→ Exercise objective: Gather from the material every line that contains the string "this".

→ Provided records:

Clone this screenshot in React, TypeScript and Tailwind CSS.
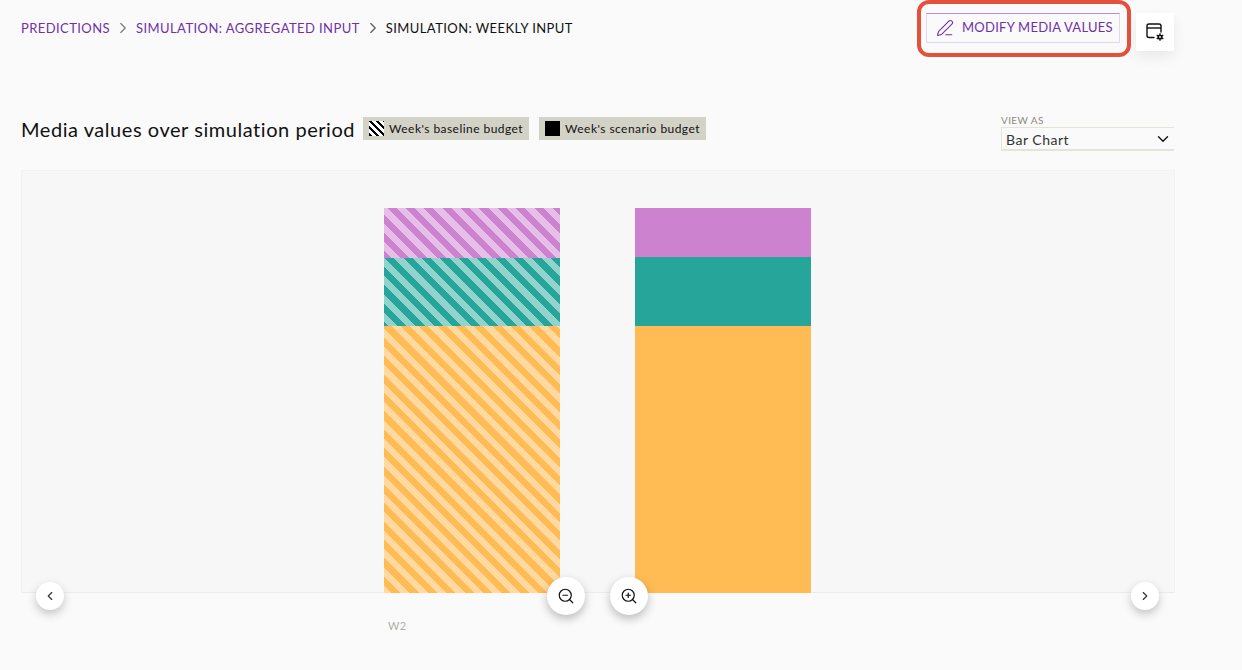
import { ChevronDown, ChevronLeft, ChevronRight, PenLine, ZoomIn, ZoomOut } from 'lucide-react';

const Crumbs = () => (
  <nav className="flex items-center text-[13px] tracking-[0.42px] leading-5 -mt-[2px]">
    <span className="text-[#7030a8]">PREDICTIONS</span>
    <ChevronRight className="w-[18px] h-[18px] mx-[4px] text-[#77776f]" strokeWidth={1.5} />
    <span className="text-[#7030a8]">SIMULATION: AGGREGATED INPUT</span>
    <ChevronRight className="w-[18px] h-[18px] mx-[4px] text-[#55554f]" strokeWidth={1.5} />
    <span className="text-[#111111]">SIMULATION: WEEKLY INPUT</span>
  </nav>
);

const TableSettingsIcon = () => (
  <svg width="20" height="20" viewBox="0 0 20 20" fill="none">
    <path d="M9 15.5H4a2 2 0 0 1-2-2V4a2 2 0 0 1 2-2h10a2 2 0 0 1 2 2v6" stroke="#111" strokeWidth="1.4" strokeLinecap="round" />
    <path d="M2 6h14" stroke="#111" strokeWidth="1.4" />
    <circle cx="15" cy="15" r="2.6" fill="#111" />
    <path d="M15 11.2v7.6M11.7 13.1l6.6 3.8M11.7 16.9l6.6-3.8" stroke="#111" strokeWidth="1.3" />
    <circle cx="15" cy="15" r="0.9" fill="#fff" />
  </svg>
);

const Bars = () => (
  <div className="flex gap-[75px] pl-[362px] pt-[37px] h-[calc(100%+1px)]">
    <div className="w-[176px] flex flex-col">
      <div className="h-[50px] bg-[repeating-linear-gradient(45deg,#cd82d0_0,#cd82d0_5px,#e6bfe8_5px,#e6bfe8_11.5px,#cd82d0_11.5px,#cd82d0_13px)]" />
      <div className="h-[68px] bg-[repeating-linear-gradient(45deg,#26a69a_0,#26a69a_3.1px,#92d3cd_3.1px,#92d3cd_9.6px,#26a69a_9.6px,#26a69a_13px)]" />
      <div className="flex-1 bg-[repeating-linear-gradient(45deg,#ffd9a0_0,#ffd9a0_5.3px,#ffbc55_5.3px,#ffbc55_11.8px,#ffd9a0_11.8px,#ffd9a0_13px)]" />
    </div>
    <div className="w-[176px] flex flex-col">
      <div className="h-[49px] bg-[#cd82d0]" />
      <div className="h-[69px] bg-[#26a69a]" />
      <div className="flex-1 bg-[#ffbc55]" />
    </div>
  </div>
);

const App = () => {
  return (
    <div className="relative w-[1242px] h-[670px] overflow-hidden bg-[#fafafa] font-['Lato',sans-serif] text-[#111111]">
      <section className="w-[1175px] pl-[21px]">
        <header className="flex items-center justify-between h-[56px] pt-[1px]">
          <Crumbs />
          <div className="flex items-start pt-[12px] h-full mr-[1px]">
            <button className="flex items-center gap-[8px] w-[194px] h-[30px] pl-[9px] border border-[#e2d6f0] border-t-[#b98fdc] text-[13px] tracking-[0.26px] text-[#7030a8]">
              <PenLine className="w-[18px] h-[18px]" strokeWidth={1.4} />
              MODIFY MEDIA VALUES
            </button>
            <div className="w-[38px] h-[38px] ml-[16px] bg-white shadow-[0_6px_14px_rgba(0,0,0,0.07)] flex items-center justify-center">
              <TableSettingsIcon />
            </div>
          </div>
        </header>

        <div className="flex items-start justify-between h-[114px] pt-[61px]">
          <div className="flex items-center gap-[8px]">
            <h1 className="text-[20px] leading-[24px] tracking-[0.55px] font-normal">Media values over simulation period</h1>
            <div className="flex items-center gap-[10px] -mt-[1px]">
              <span className="flex items-center gap-[5px] h-[23px] w-[166px] px-[6px] bg-[#d3d2c7] text-[12px] tracking-[0.45px]">
                <span className="w-[15px] h-[15px] bg-[repeating-linear-gradient(45deg,#000_0,#000_2.5px,#fff_2.5px,#fff_5px)]" />
                Week's baseline budget
              </span>
              <span className="flex items-center gap-[5px] h-[23px] w-[167px] px-[6px] bg-[#d3d2c7] text-[12px] tracking-[0.45px]">
                <span className="w-[15px] h-[15px] bg-black" />
                Week's scenario budget
              </span>
            </div>
          </div>
          <div className="w-[173px] mr-[1px] -mt-[3px]">
            <div className="text-[10px] leading-[13px] tracking-[0.4px] text-[#8b8a7d]">VIEW AS</div>
            <div className="flex items-center justify-between h-[24px] pl-[4px] pr-[2px] border-l border-b-2 border-t border-[#e5e4da] text-[14px] tracking-[0.5px] text-[#333333]">
              <span className="mt-[1px]">Bar Chart</span>
              <ChevronDown className="w-[18px] h-[18px] text-[#111111]" strokeWidth={1.8} />
            </div>
          </div>
        </div>

        <div className="h-[423px] bg-[#f7f7f7] border border-[#f2f2f2] border-b-[#ececec] box-border">
          <Bars />
        </div>
        <div className="pl-[367px] pt-[25px] text-[11px] leading-[16px] tracking-[0.3px] text-[#b0afa4]">W2</div>
      </section>

      <button className="absolute left-[36px] top-[582px] w-[28px] h-[28px] rounded-full bg-white shadow-[0_4px_10px_rgba(0,0,0,0.22)] flex items-center justify-center">
        <ChevronLeft className="w-[14px] h-[14px] text-[#333333]" strokeWidth={2} />
      </button>
      <button className="absolute left-[1131px] top-[582px] w-[28px] h-[28px] rounded-full bg-white shadow-[0_4px_10px_rgba(0,0,0,0.22)] flex items-center justify-center">
        <ChevronRight className="w-[14px] h-[14px] text-[#333333]" strokeWidth={2} />
      </button>
      <button className="absolute left-[547px] top-[577px] w-[38px] h-[38px] rounded-full bg-white shadow-[0_4px_10px_rgba(0,0,0,0.25)] flex items-center justify-center">
        <ZoomOut className="w-[18px] h-[18px] text-[#111111]" strokeWidth={1.6} />
      </button>
      <button className="absolute left-[610px] top-[577px] w-[38px] h-[38px] rounded-full bg-white shadow-[0_4px_10px_rgba(0,0,0,0.25)] flex items-center justify-center">
        <ZoomIn className="w-[18px] h-[18px] text-[#111111]" strokeWidth={1.6} />
      </button>

      {/* red annotation round the button */}
      <div className="absolute left-[917px] top-[0px] w-[214px] h-[57px] rounded-[12px] border-[4px] border-[#e5503c]" />
    </div>
  );
};

export default App;
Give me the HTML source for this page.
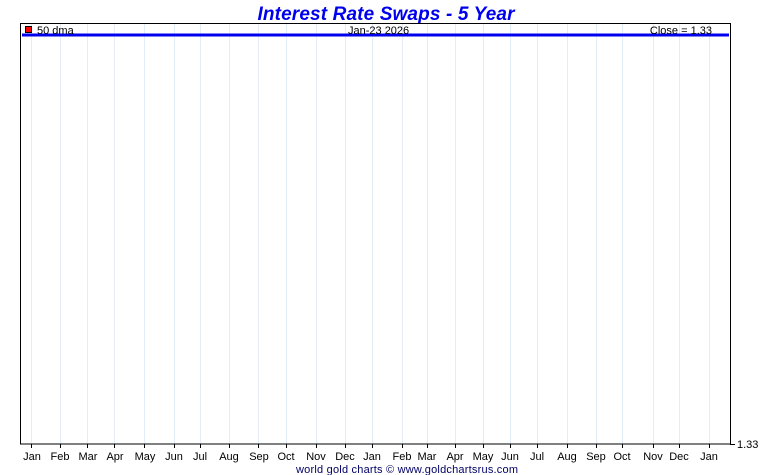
<!DOCTYPE html>
<html><head><meta charset="utf-8"><style>
html,body{margin:0;padding:0;background:#fff;}
svg{display:block;font-family:"Liberation Sans",Arial,sans-serif;}
</style></head><body>
<svg width="772" height="475" xmlns="http://www.w3.org/2000/svg">
<text x="386" y="20" text-anchor="middle" font-size="19" font-weight="bold" font-style="italic" fill="#0000ee" textLength="257">Interest Rate Swaps - 5 Year</text>
<g stroke="#e3edf7" stroke-width="1">
<line x1="31.5" y1="24" x2="31.5" y2="444"/><line x1="60.5" y1="24" x2="60.5" y2="444"/><line x1="87.5" y1="24" x2="87.5" y2="444"/><line x1="114.5" y1="24" x2="114.5" y2="444"/><line x1="144.5" y1="24" x2="144.5" y2="444"/><line x1="174.5" y1="24" x2="174.5" y2="444"/><line x1="200.5" y1="24" x2="200.5" y2="444"/><line x1="229.5" y1="24" x2="229.5" y2="444"/><line x1="258.5" y1="24" x2="258.5" y2="444"/><line x1="286.5" y1="24" x2="286.5" y2="444"/><line x1="316.5" y1="24" x2="316.5" y2="444"/><line x1="345.5" y1="24" x2="345.5" y2="444"/><line x1="372.5" y1="24" x2="372.5" y2="444"/><line x1="402.5" y1="24" x2="402.5" y2="444"/><line x1="427.5" y1="24" x2="427.5" y2="444"/><line x1="455.5" y1="24" x2="455.5" y2="444"/><line x1="483.5" y1="24" x2="483.5" y2="444"/><line x1="510.5" y1="24" x2="510.5" y2="444"/><line x1="537.5" y1="24" x2="537.5" y2="444"/><line x1="567.5" y1="24" x2="567.5" y2="444"/><line x1="596.5" y1="24" x2="596.5" y2="444"/><line x1="622.5" y1="24" x2="622.5" y2="444"/><line x1="653.5" y1="24" x2="653.5" y2="444"/><line x1="679.5" y1="24" x2="679.5" y2="444"/><line x1="709.5" y1="24" x2="709.5" y2="444"/>
</g>
<rect x="20.5" y="23.5" width="710" height="420.5" fill="none" stroke="#000" stroke-width="1"/>
<g stroke="#000" stroke-width="1">
<line x1="31.5" y1="444" x2="31.5" y2="448"/><line x1="60.5" y1="444" x2="60.5" y2="448"/><line x1="87.5" y1="444" x2="87.5" y2="448"/><line x1="114.5" y1="444" x2="114.5" y2="448"/><line x1="144.5" y1="444" x2="144.5" y2="448"/><line x1="174.5" y1="444" x2="174.5" y2="448"/><line x1="200.5" y1="444" x2="200.5" y2="448"/><line x1="229.5" y1="444" x2="229.5" y2="448"/><line x1="258.5" y1="444" x2="258.5" y2="448"/><line x1="286.5" y1="444" x2="286.5" y2="448"/><line x1="316.5" y1="444" x2="316.5" y2="448"/><line x1="345.5" y1="444" x2="345.5" y2="448"/><line x1="372.5" y1="444" x2="372.5" y2="448"/><line x1="402.5" y1="444" x2="402.5" y2="448"/><line x1="427.5" y1="444" x2="427.5" y2="448"/><line x1="455.5" y1="444" x2="455.5" y2="448"/><line x1="483.5" y1="444" x2="483.5" y2="448"/><line x1="510.5" y1="444" x2="510.5" y2="448"/><line x1="537.5" y1="444" x2="537.5" y2="448"/><line x1="567.5" y1="444" x2="567.5" y2="448"/><line x1="596.5" y1="444" x2="596.5" y2="448"/><line x1="622.5" y1="444" x2="622.5" y2="448"/><line x1="653.5" y1="444" x2="653.5" y2="448"/><line x1="679.5" y1="444" x2="679.5" y2="448"/><line x1="709.5" y1="444" x2="709.5" y2="448"/>
<line x1="730" y1="444.5" x2="735" y2="444.5"/>
</g>
<rect x="22" y="33.5" width="707" height="3" fill="#0000ee"/>
<rect x="25.5" y="26.5" width="6" height="6" fill="#ff0000" stroke="#000" stroke-width="1"/>
<g font-size="11" fill="#000">
<text x="37" y="34">50 dma</text>
<text x="348" y="34">Jan-23  2026</text>
<text x="712" y="34" text-anchor="end">Close = 1.33</text>
<text x="737" y="448">1.33</text>
</g>
<g font-size="11" fill="#000" text-anchor="middle">
<text x="32" y="460">Jan</text><text x="60" y="460">Feb</text><text x="88" y="460">Mar</text><text x="115" y="460">Apr</text><text x="145" y="460">May</text><text x="174" y="460">Jun</text><text x="200" y="460">Jul</text><text x="229" y="460">Aug</text><text x="259" y="460">Sep</text><text x="286" y="460">Oct</text><text x="316" y="460">Nov</text><text x="345" y="460">Dec</text><text x="372" y="460">Jan</text><text x="402" y="460">Feb</text><text x="427" y="460">Mar</text><text x="455" y="460">Apr</text><text x="483" y="460">May</text><text x="510" y="460">Jun</text><text x="537" y="460">Jul</text><text x="567" y="460">Aug</text><text x="596" y="460">Sep</text><text x="622" y="460">Oct</text><text x="653" y="460">Nov</text><text x="679" y="460">Dec</text><text x="709" y="460">Jan</text>
</g>
<text x="296" y="473" font-size="11" fill="#000066" textLength="222">world gold charts © www.goldchartsrus.com</text>
</svg>
</body></html>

→ The response:
Clone this screenshot in React, TypeScript and Tailwind CSS.
Give me the HTML source for this page.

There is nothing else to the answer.